Bacon, Brie and Pear Flatbreads
Pure and total flatbread love. That’s what I’m here to share with you on this lovely Monday morning. Cheesy, bacon-y flatbread love.
This coming from the person who is currently trying to cut down on her cheese consumption. I KNOW. I’m in cheese withdrawal. Okay not really. I may just like being a little dramatic. But, the husband and I decided that we should cool it a bit with the cheese, you know, cut it back a tad (not totally, because that would be ca-razy).
Which of course is perfectly timed with the week that I have not one, but two recipes that involve cheese. It’s like karmic punishment. Staring at these pictures.
So let me tell you how awesome this recipe is, so all you cheese eating people can go run into your kitchen and make it.
I originally intended for these flatbreads to be a sort of appetizer, but then we ate them so fast the first time I made them that they ended up being dinner. So. The moral of the story. They can go either way. Appetizer, dinner, whatever you like.
We’re using naan as the base here, because it keeps this dish on the simple side. You’ll cook some chopped bacon in a skillet and then use the bacon grease to caramelize the pears. Yes, you read that right … bacon grease caramelized pears. I’m not really a head-over-heels in love with bacon kind of girl but here, oh man, does it work. So if you are a bacon lover I’m sure you’ll be where I am … times ten.
So then, we take those pears and spoon them on top of the naan, along with a good sprinkle of sliced red onion and brie. Pop them into the oven, where the brie gets all melty and gooey and runs a little bit all over the place – it’s wonderfully good.
And then when they come out of the oven, we’ll top them with the crunchy, crispy bacon and a nice drizzle of balsamic glaze for that touch of tangy sweetness.
So I’m thinking you should make this for that day o’ love coming up. Nothing says I ♥ you like bacon and cheese.
- 4 pieces thick-cut bacon, chopped
- 2 medium pears, sliced
- 1 tablespoon brown sugar (light or dark)
- pinch of cinnamon
- pinch of salt
- 4 pieces whole wheat naan bread
- olive oil, for brushing
- about ¾ cup thinly sliced red onion
- about 7 to 8 ounces brie, rind removed if desired and cut into cubes
- balsamic glaze, for drizzling (optional!)
- Preheat the oven to 425ºF. Line two baking sheets with parchment paper and set aside.
- Set a medium skillet (I like nonstick here) over medium-high heat.
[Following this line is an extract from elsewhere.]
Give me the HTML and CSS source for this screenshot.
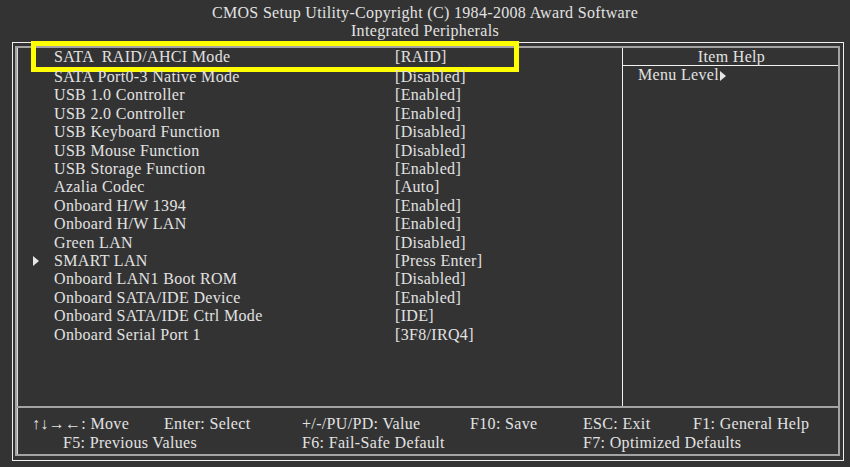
FILE: index.html
```html
<!DOCTYPE html>
<html lang="en">
<head>
  <meta charset="UTF-8">
  <title>CMOS Setup Utility - Integrated Peripherals</title>
  <link rel="stylesheet" href="styles.css">
</head>
<body>
  <header class="title">
    <div>CMOS Setup Utility-Copyright (C) 1984-2008 Award Software</div>
    <div>Integrated Peripherals</div>
  </header>

  <div class="frame">
    <!-- zvyraznena polozka -->
    <div class="highlight"></div>

    <div class="inner">
      <div class="main">
        <ul class="items">
          <li class="current"><span class="label">SATA  RAID/AHCI Mode</span><span class="value">[RAID]</span></li>
          <li><span class="label">SATA Port0-3 Native Mode</span><span class="value">[Disabled]</span></li>
          <li><span class="label">USB 1.0 Controller</span><span class="value">[Enabled]</span></li>
          <li><span class="label">USB 2.0 Controller</span><span class="value">[Enabled]</span></li>
          <li><span class="label">USB Keyboard Function</span><span class="value">[Disabled]</span></li>
          <li><span class="label">USB Mouse Function</span><span class="value">[Disabled]</span></li>
          <li><span class="label">USB Storage Function</span><span class="value">[Enabled]</span></li>
          <li><span class="label">Azalia Codec</span><span class="value">[Auto]</span></li>
          <li><span class="label">Onboard H/W 1394</span><span class="value">[Enabled]</span></li>
          <li><span class="label">Onboard H/W LAN</span><span class="value">[Enabled]</span></li>
          <li><span class="label">Green LAN</span><span class="value">[Disabled]</span></li>
          <li class="submenu"><svg class="arrow" width="6" height="10" viewBox="0 0 6 10"><path d="M0 0 L6 5 L0 10 Z" fill="#e6e6e6"/></svg><span class="label">SMART LAN</span><span class="value">[Press Enter]</span></li>
          <li><span class="label">Onboard LAN1 Boot ROM</span><span class="value">[Disabled]</span></li>
          <li><span class="label">Onboard SATA/IDE Device</span><span class="value">[Enabled]</span></li>
          <li><span class="label">Onboard SATA/IDE Ctrl Mode</span><span class="value">[IDE]</span></li>
          <li><span class="label">Onboard Serial Port 1</span><span class="value">[3F8/IRQ4]</span></li>
        </ul>

        <aside class="help">
          <div class="help-head">Item Help</div>
          <div class="help-body">Menu Level<svg class="level-arrow" width="6" height="10" viewBox="0 0 6 10"><path d="M0 0 L6 5 L0 10 Z" fill="#e6e6e6"/></svg></div>
        </aside>
      </div>

      <footer class="keys">
        <span>↑↓→←: Move</span>
        <span>Enter: Select</span>
        <span>+/-/PU/PD: Value</span>
        <span>F10: Save</span>
        <span>ESC: Exit</span>
        <span>F1: General Help</span>
        <span class="f5">F5: Previous Values</span>
        <span class="f6">F6: Fail-Safe Default</span>
        <span class="f7">F7: Optimized Defaults</span>
      </footer>
    </div>
  </div>
</body>
</html>
```

FILE: styles.css
```css
body {
  margin: 0;
  background-color: #333333; /* tmave sede pozadi BIOSu */
  color: #e2e2e2;
  font-family: "Liberation Serif", "Times New Roman", serif;
  font-size: 16px;
  letter-spacing: 0.33px;
}
.title {
  box-sizing: border-box;
  height: 42px;
  padding-top: 4px;
  text-align: center;
  line-height: 18.4px;
}
.frame {
  position: relative;
  box-sizing: border-box;
  margin-left: 12px;
  width: 832px;
  height: 419px;
  border: 1px solid #efefef;
  padding: 3px 3px 4px 2px;
}
.highlight {
  position: absolute;
  left: 18px;
  top: -2px;
  width: 488px;
  height: 31px;
  box-sizing: border-box;
  border: 5px solid #ffff00;
}
.inner {
  box-sizing: border-box;
  height: 100%;
  border: 2px solid #a4a4a4;
  box-shadow: inset 1px 0 0 #d8d8d8;
  display: flex;
  flex-direction: column;
}
.main {
  display: flex;
  height: 358px;
  border-bottom: 2px solid #a4a4a4;
}
.items {
  list-style: none;
  margin: -2px 0 0 0;
  padding: 0 0 0 37px;
  width: 605px;
  box-sizing: border-box;
  line-height: 18.4px;
}
.items li {
  display: flex;
  align-items: center;
  position: relative;
  white-space: pre;
}
.items li.current {
  line-height: 22px;
}
.items .label {
  width: 341px;
}
.arrow {
  position: absolute;
  left: -21px;
  top: 4px;
}
.help {
  flex: 1;
  border-left: 1px solid #f2f2f2;
}
.help-head {
  height: 17px;
  line-height: 17px;
  text-align: center;
  border-bottom: 1px solid #f2f2f2;
  padding-left: 2px;
}
.help-body {
  padding-left: 15px;
  line-height: 18px;
}
.level-arrow {
  vertical-align: -1px;
  margin-left: 1px;
}
.keys {
  display: grid;
  grid-template-columns: 132px 138px 168px 113px 110px 1fr;
  padding: 6px 0 0 15px;
  line-height: 19px;
}
.keys .f5 {
  grid-column: 1 / span 2;
  padding-left: 31px;
}
.keys .f6 {
  grid-column: 3 / span 2;
}
.keys .f7 {
  grid-column: 5 / span 2;
}
```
Add in the bacon pieces and cook until crispy. Remove with a slotted spoon to a paper towel lined plate. Keep about 2 tablespoons of the bacon grease, discarding any extra (if you don’t want to use the bacon grease, discard and use an equal amount of butter or olive oil).
- Set the skillet with the grease over medium heat. Add in the pears, brown sugar, cinnamon and salt. Cook for about 8 minutes, stirring occasionally, until the pears are tender and sort of caramelized a bit. Remove from the heat.
- Set two pieces of the naan on each prepared baking sheet. Brush each piece lightly with some olive oil. Top each piece evenly with the red onion and the cooked pears (using a slotted spoon for the pears). Sprinkle the brie cubes evenly over the top.
- Bake for about 10 to 13 minutes, until the crust is golden, rotating the pans once during baking. Remove from the oven and sprinkle with the cooked bacon and drizzle lightly with the balsamic glaze. Slice and serve.
As with all sorts of pizzas, sandwiches, etc. - feel free to adjust the amounts of the toppings to your own liking!